Willie Cole, Calpurnia, Bertha Mae, and Lula Bell

Column Data
Calpurnia, Bertha Mae, and Lula Bell by Willie Cole
Willie Cole (born 1955)
born Somerville, New Jersey
Calpurnia, Bertha Mae, and Lula Bell, 2012
from Beauties
intaglio and relief

Museum purchase: Peter T. Bohan Art Acquisition Fund, 2016.0031, 2016.0032, 2016.0033

In conjunction with KU’s selection of Between the World and Me by Ta-Nehisi Coates as its Common Book for the 2016–2017 academic year, the Spencer Museum of Art has selected a group of prints by Willie Cole as the accompanying Common Work of Art.

Willie Cole is perhaps best known for his assemblage sculptures composed of irons, women's shoes, and hair dryers, which he transforms into objects resembling West African sculpture. When discussing his process of altering everyday objects to reference African forms, Cole notes, “I think that when one culture is dominated by another culture, the energy or powers, or gods of the previous culture hide in vehicles in the new cultures.” This alchemy can also be seen in Cole’s Man, Spirit, and Mask, a 1999 triptych featuring the artist’s face and iron patterns. In 2012, Cole produced a series of prints with Highpoint Editions, including twenty-seven Beauties—delicate intaglio/relief prints of full-scale ironing boards.

The Beauties are printed from metal ironing boards Cole acquired from the Salvation Army and Craigslist. Cole and the printers at Highpoint flattened the boards by driving over them with cars, trucks, and skateboards, beating them with hammers, and finally running them through an etching press until they were 1/8 to 1/16 of an inch thick. The resulting prints are displayed vertically, their gouged and architectural surfaces resembling shrouded figures as well as diagrams of slave ships that were circulated by abolitionists in the 18th and 19th centuries. Each board is titled with an old-fashioned name, each a reference to Cole’s ancestors, family, or iconic slaves or domestics from literature, including Calpurnia from To Kill a Mockingbird.

Cole’s evocations of servitude and slavery through irons and ironing boards connect many aspects of his history and career. His great-grandmother, grandmother, and mother all worked as domestics, and his studio in Newark, New Jersey, was once a sweatshop.
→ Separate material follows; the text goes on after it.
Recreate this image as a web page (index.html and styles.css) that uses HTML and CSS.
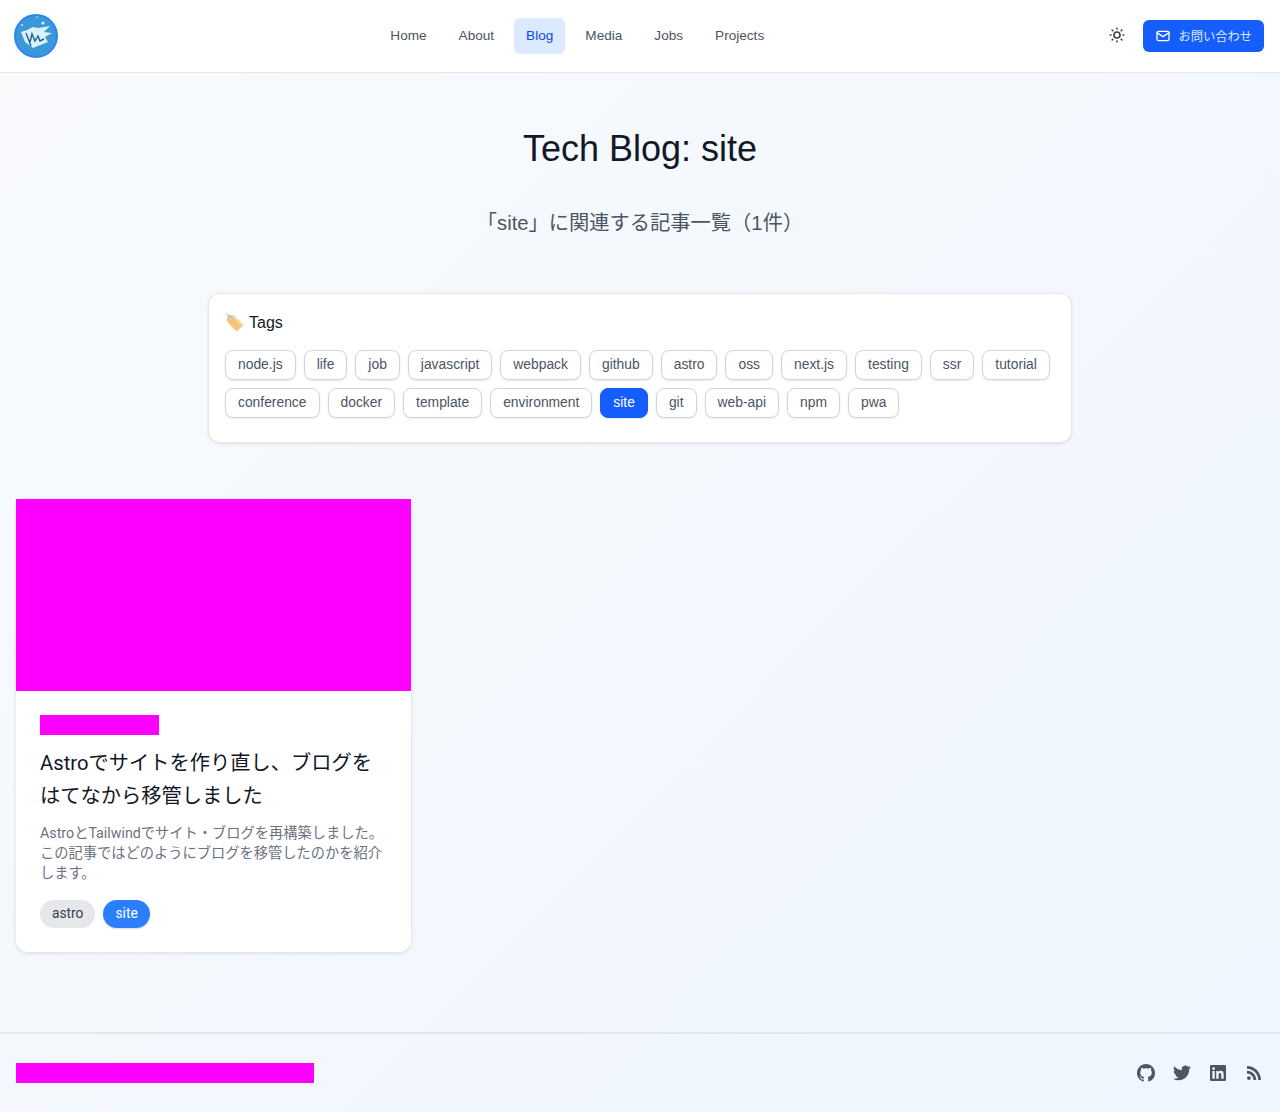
FILE: index.html
```html
<!DOCTYPE html>
<html lang="ja">
  <head>
    <meta charset="UTF-8" />
    <meta name="viewport" content="width=device-width, initial-scale=1.0" />
    <title>Tech Blog: site</title>
    <link rel="stylesheet" href="styles.css">
  </head>
  <body>
    <header class="site-header">
      <a class="logo" href="#">
        <svg viewBox="0 0 44 44" width="44" height="44">
          <circle cx="22" cy="22" r="21" fill="#3a97d8" stroke="#2b86f0" stroke-width="2" />
          <circle cx="29" cy="9" r="1.6" fill="#d8eefa" />
          <circle cx="8" cy="11" r="1" fill="#d8eefa" />
          <circle cx="23" cy="3" r="0.8" fill="#d8eefa" />
          <path d="M7 18 L13 16 L19 13 L24 14 L36 12 L30 18 L38 19 L31 23 L34 28 L19 34 L11 28 Z" fill="#d9f1fb" />
          <path d="M12 19 L17 32 M16 28 L18 20 L21 27 L24 22 L26 27 L30 25" fill="none" stroke="#1d5f86" stroke-width="1.4" />
        </svg>
      </a>
      <nav class="main-nav">
        <a href="#">Home</a>
        <a href="#">About</a>
        <a href="#" class="active">Blog</a>
        <a href="#">Media</a>
        <a href="#">Jobs</a>
        <a href="#">Projects</a>
      </nav>
      <div class="header-actions">
        <button class="theme-btn" type="button" aria-label="theme">
          <svg viewBox="0 0 24 24" width="18" height="18" fill="none" stroke="#374151" stroke-width="2.2" stroke-linecap="round" stroke-linejoin="round">
            <path d="M12 12m-4 0a4 4 0 1 0 8 0a4 4 0 1 0 -8 0" />
            <path d="M3 12h1m8 -9v1m8 8h1m-9 8v1m-6.4 -15.4l.7 .7m12.1 -.7l-.7 .7m0 11.4l.7 .7m-12.1 -.7l-.7 .7" />
          </svg>
        </button>
        <a class="contact-btn" href="#">
          <svg viewBox="0 0 24 24" width="16" height="16" fill="none" stroke="#fff" stroke-width="2" stroke-linecap="round" stroke-linejoin="round">
            <path d="M3 7a2 2 0 0 1 2 -2h14a2 2 0 0 1 2 2v10a2 2 0 0 1 -2 2h-14a2 2 0 0 1 -2 -2v-10z" />
            <path d="M3 7l9 6l9 -6" />
          </svg>
          お問い合わせ
        </a>
      </div>
    </header>

    <main class="content">
      <h1>Tech Blog: site</h1>
      <p class="subtitle">「site」に関連する記事一覧（1件）</p>

      <section class="tags-card">
        <h2>
          <svg viewBox="0 0 20 20" width="20" height="20">
            <path d="M2 5 L3 2 L9 2.5 L18.5 12 L11.5 18.5 L2.5 9 Z" fill="#f7c27a" />
            <path d="M9 2.5 L18.5 12 L17 13.5 L7.5 4 Z" fill="#fbd79f" />
            <circle cx="5.5" cy="5.5" r="1.4" fill="#fff" stroke="#8fb8c9" stroke-width="0.8" />
            <path d="M1 2 C3 0.5 6 2 5.5 5.5" fill="none" stroke="#8fb8c9" stroke-width="0.8" />
          </svg>
          Tags
        </h2>
        <div class="tag-list">
          <a href="#" class="tag">node.js</a>
          <a href="#" class="tag">life</a>
          <a href="#" class="tag">job</a>
          <a href="#" class="tag">javascript</a>
          <a href="#" class="tag">webpack</a>
          <a href="#" class="tag">github</a>
          <a href="#" class="tag">astro</a>
          <a href="#" class="tag">oss</a>
          <a href="#" class="tag">next.js</a>
          <a href="#" class="tag">testing</a>
          <a href="#" class="tag">ssr</a>
          <a href="#" class="tag">tutorial</a>
          <a href="#" class="tag">conference</a>
          <a href="#" class="tag">docker</a>
          <a href="#" class="tag">template</a>
          <a href="#" class="tag">environment</a>
          <a href="#" class="tag active">site</a>
          <a href="#" class="tag">git</a>
          <a href="#" class="tag">web-api</a>
          <a href="#" class="tag">npm</a>
          <a href="#" class="tag">pwa</a>
        </div>
      </section>

      <div class="post-grid">
        <article class="post-card">
          <div class="post-image"></div>
          <div class="post-body">
            <div class="post-date"></div>
            <h3>Astroでサイトを作り直し、ブログをはてなから移管しました</h3>
            <p>AstroとTailwindでサイト・ブログを再構築しました。この記事ではどのようにブログを移管したのかを紹介します。</p>
            <div class="post-tags">
              <a href="#" class="pill">astro</a>
              <a href="#" class="pill current">site</a>
            </div>
          </div>
        </article>
      </div>
    </main>

    <footer class="site-footer">
      <div class="copyright"></div>
      <div class="social">
        <a href="#" aria-label="github">
          <svg viewBox="0 0 16 16" width="18" height="18"><path d="M8 0C3.58 0 0 3.58 0 8c0 3.54 2.29 6.53 5.47 7.59.4.07.55-.17.55-.38 0-.19-.01-.82-.01-1.49-2.01.37-2.53-.49-2.69-.94-.09-.23-.48-.94-.82-1.13-.28-.15-.68-.52-.01-.53.63-.01 1.08.58 1.23.82.72 1.21 1.87.87 2.33.66.07-.52.28-.87.51-1.07-1.78-.2-3.64-.89-3.64-3.95 0-.87.31-1.59.82-2.15-.08-.2-.36-1.02.08-2.12 0 0 .67-.21 2.2.82.64-.18 1.32-.27 2-.27.68 0 1.36.09 2 .27 1.53-1.04 2.2-.82 2.2-.82.44 1.1.16 1.92.08 2.12.51.56.82 1.27.82 2.15 0 3.07-1.87 3.75-3.65 3.95.29.25.54.73.54 1.48 0 1.07-.01 1.93-.01 2.2 0 .21.15.46.55.38A8.013 8.013 0 0016 8c0-4.42-3.58-8-8-8z" /></svg>
        </a>
        <a href="#" aria-label="twitter">
          <svg viewBox="0 0 24 24" width="18" height="18"><path d="M23.953 4.57a10 10 0 01-2.825.775 4.958 4.958 0 002.163-2.723c-.951.555-2.005.959-3.127 1.184a4.92 4.92 0 00-8.384 4.482C7.69 8.095 4.067 6.13 1.64 3.162a4.822 4.822 0 00-.666 2.475c0 1.71.87 3.213 2.188 4.096a4.904 4.904 0 01-2.228-.616v.06a4.923 4.923 0 003.946 4.827 4.996 4.996 0 01-2.212.085 4.936 4.936 0 004.604 3.417 9.867 9.867 0 01-6.102 2.105c-.39 0-.779-.023-1.17-.067a13.995 13.995 0 007.557 2.209c9.053 0 13.998-7.496 13.998-13.985 0-.21 0-.42-.015-.63A9.935 9.935 0 0024 4.59z" /></svg>
        </a>
        <a href="#" aria-label="linkedin">
          <svg viewBox="0 0 24 24" width="16" height="16"><path d="M20.447 20.452h-3.554v-5.569c0-1.328-.027-3.037-1.852-3.037-1.853 0-2.136 1.445-2.136 2.939v5.667H9.351V9h3.414v1.561h.046c.477-.9 1.637-1.85 3.37-1.85 3.601 0 4.267 2.37 4.267 5.455v6.286zM5.337 7.433c-1.144 0-2.063-.926-2.063-2.065 0-1.138.92-2.063 2.063-2.063 1.14 0 2.064.925 2.064 2.063 0 1.139-.925 2.065-2.064 2.065zm1.782 13.019H3.555V9h3.564v11.452zM22.225 0H1.771C.792 0 0 .774 0 1.729v20.542C0 23.227.792 24 1.771 24h20.451C23.2 24 24 23.227 24 22.271V1.729C24 .774 23.2 0 22.222 0h.003z" /></svg>
        </a>
        <a href="#" aria-label="rss">
          <svg viewBox="0 0 24 24" width="14" height="14"><path d="M19.199 24C19.199 13.467 10.533 4.8 0 4.8V0c13.165 0 24 10.835 24 24h-4.801zM3.291 17.415c1.814 0 3.293 1.479 3.293 3.295 0 1.813-1.485 3.29-3.301 3.29C1.47 24 0 22.526 0 20.71s1.475-3.294 3.291-3.295zM15.909 24h-4.665c0-6.169-5.075-11.245-11.244-11.245V8.09c8.727 0 15.909 7.184 15.909 15.91z" /></svg>
        </a>
      </div>
    </footer>
  </body>
</html>
```
FILE: styles.css
```css
* {
  box-sizing: border-box;
}
body {
  font-family: "Liberation Sans", "Noto Sans CJK JP", sans-serif;
  background: linear-gradient(135deg, #f8fafc, #eff6ff);
  color: #111827;
  margin: 0;
  min-height: 100vh;
  display: flex;
  flex-direction: column;
}
a {
  text-decoration: none;
}
.site-header {
  height: 73px;
  padding: 0 16px;
  display: flex;
  align-items: center;
  justify-content: space-between;
  background-color: #fff;
  border-bottom: 1px solid #e5e7eb;
}
.logo {
  width: 40px;
  height: 44px;
  display: flex;
  justify-content: center;
}
.logo svg {
  flex: none;
}
.main-nav {
  display: flex;
  gap: 8px;
}
.main-nav a {
  height: 36px;
  padding: 0 12px 2px;
  display: flex;
  align-items: center;
  border-radius: 6px;
  font-size: 13.6px;
  color: #4b5563;
}
.main-nav a.active {
  background-color: #dbeafe;
  color: #1447e6;
}
.header-actions {
  display: flex;
  align-items: center;
  gap: 8px;
}
.theme-btn {
  width: 36px;
  height: 36px;
  padding: 0 0 2px;
  border: none;
  background: none;
  display: flex;
  align-items: center;
  justify-content: center;
}
.contact-btn {
  height: 32px;
  padding: 0 12px;
  display: flex;
  align-items: center;
  gap: 8px;
  border-radius: 6px;
  background-color: #155dfc;
  color: #dbeafe;
  font-size: 12.25px;
}
.content {
  flex: 1;
  padding: 56px 16px 80px;
}
h1 {
  margin: 0 0 40px;
  text-align: center;
  font-size: 36px;
  line-height: 40px;
  font-weight: 400;
  color: #111827;
}
.subtitle {
  margin: 0 0 56px;
  text-align: center;
  font-size: 20.25px;
  line-height: 28px;
  color: #4b5563;
}
.tags-card {
  width: 864px;
  margin: 0 auto 56px;
  padding: 16px 16px 24px;
  background-color: #fff;
  border: 1px solid #e5e7eb;
  border-radius: 12px;
  box-shadow: 0 1px 3px rgba(0, 0, 0, 0.1);
}
.tags-card h2 {
  margin: 0 0 14px;
  display: flex;
  align-items: center;
  gap: 4px;
  font-size: 16px;
  line-height: 26px;
  font-weight: 400;
  color: #111827;
}
.tag-list {
  display: flex;
  flex-wrap: wrap;
  gap: 8px;
}
.tag {
  height: 30px;
  padding: 0 12px 2px;
  display: flex;
  align-items: center;
  background-color: #fff;
  border: 1px solid #d1d5db;
  border-radius: 8px;
  box-shadow: 0 1px 2px rgba(0, 0, 0, 0.08);
  font-size: 13.85px;
  color: #4b5563;
}
.tag.active {
  background-color: #155dfc;
  border-color: #155dfc;
  color: #fff;
}
.post-grid {
  display: grid;
  grid-template-columns: repeat(3, 1fr);
  gap: 32px;
}
.post-card {
  background-color: #fff;
  border-radius: 12px;
  box-shadow: 0 1px 4px rgba(0, 0, 0, 0.12);
}
.post-image {
  height: 192px;
  background-color: #f0f;
}
.post-body {
  padding: 24px;
}
.post-date {
  width: 119px;
  height: 20px;
  background-color: #f0f;
}
.post-body h3 {
  margin: 12px 0 10px;
  font-family: Roboto, "Noto Sans CJK JP", sans-serif;
  font-size: 20.25px;
  line-height: 33px;
  font-weight: 400;
  color: #111827;
}
.post-body p {
  margin: 0 0 17px;
  font-family: Roboto, "Noto Sans CJK JP", sans-serif;
  font-size: 14.25px;
  line-height: 20px;
  color: #6b7280;
}
.post-tags {
  display: flex;
  gap: 8px;
}
.pill {
  height: 28px;
  padding: 0 12px 2px;
  display: flex;
  align-items: center;
  border-radius: 14px;
  background-color: #e5e7eb;
  font-family: Roboto, sans-serif;
  font-size: 13.75px;
  color: #374151;
}
.pill.current {
  background-color: #2b7fff;
  color: #fff;
  box-shadow: 0 1px 2px rgba(0, 0, 0, 0.15);
}
.site-footer {
  height: 80px;
  padding: 0 8px 0 16px;
  display: flex;
  align-items: center;
  justify-content: space-between;
  border-top: 2px solid #e5e7eb;
}
.copyright {
  width: 298px;
  height: 20px;
  background-color: #f0f;
}
.social {
  display: flex;
  align-items: center;
}
.social a {
  width: 36px;
  height: 36px;
  display: flex;
  align-items: center;
  justify-content: center;
  fill: #4b5563;
}
```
When asked if he projects associations with slavery onto these objects Cole countered: “I bring it out. The objects have a memory and history of their own. So if you have a slave, or just a domestic worker, people working for little money, their objects have a memory of that experience.” Although race is an issue Cole explores through his work, it is not the fundamental component of his artistic identity. Cole noted in 2013, “We should be artists until it’s important to say that we are black. I want people to see my art as art. America has this fascination with the other and wanting to label the other. They’ve categorized to control the world and the way we see the world and our symbols of beauty.”

You can view the KU Common Work of Art in the Spencer’s Teaching Gallery along with other selections from the collection related to the Common Book.